将来成長の数値について結構イメージしてきましたね、そして管理層の自信とやる気まで感じられるようになっています。
3rdにも言及され、集めているデータを解析しもっと大きい価値を色んなところに提供できるというのは大きい夢ですね、そして夢と実現の繋がりも少しずつ見えてきている感じです。
正直ろくすけさんのレポート見ると他の株を売ってもっとこちらのほうにシフトするとまで考えるようになりましたW!
こんな細かくまでメモして、レポートに整理していただいて、本当にありがとうございました。

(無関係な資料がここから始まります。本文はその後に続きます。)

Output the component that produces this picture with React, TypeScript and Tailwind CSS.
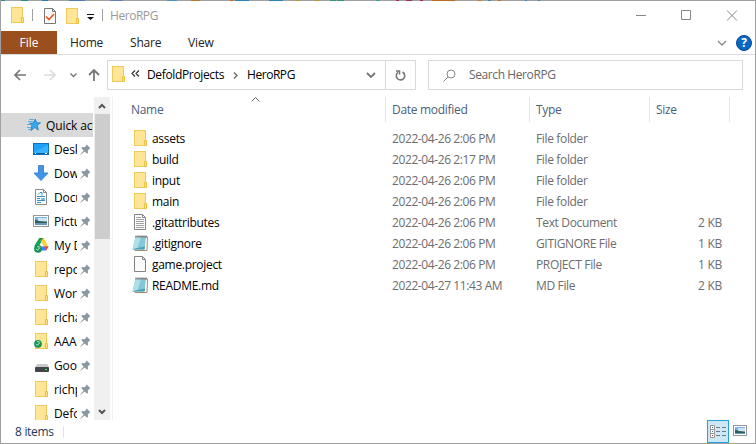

今回は経営陣からの力強い言葉の数々が印象的でしたね。
諸々の準備が整ってきたからなのでしょうか、常包会長の頭の中が私たちにもだんだん分かるようになってきたのは、良い傾向です。
私も握力がますます強まりました。
いつも応援いただき、ありがとうございます。
総会レポートすごくありがたいです。
決算資料を何度も読み返しても理解できない部分がすーっと頭の中に入ってきました。
こっそり地盤を固めていくスタイルが順調そうで、少量ですが買い増しをさせていただきました。
消費者を巻き込んでビッグデータを独占するという夢のような計画が達成されることに期待せずにはいられません!
e食ちらしがもっと活発になれば、これまたこっそりデータが蓄積していくのかな?
一方で、わざわざレシートを読み込んで産地、アレルギー、カロリーやレシピ等をチェックされる方はそこまで多いのかなという疑問もあります。
まだ先のことなんだろうけど、どのように消費者を巻き込んでいくかを注視していきたいなと思いました!
こちらこそありがとうございます!
いずれ多くの方にその将来性を知っていただける企業になるといいですね。
レシートからの誘導に関しては、クーポン等の販促とつなげるのがアプリ普及には効率的かと思いますので、そういった動きにも注目していきたいです。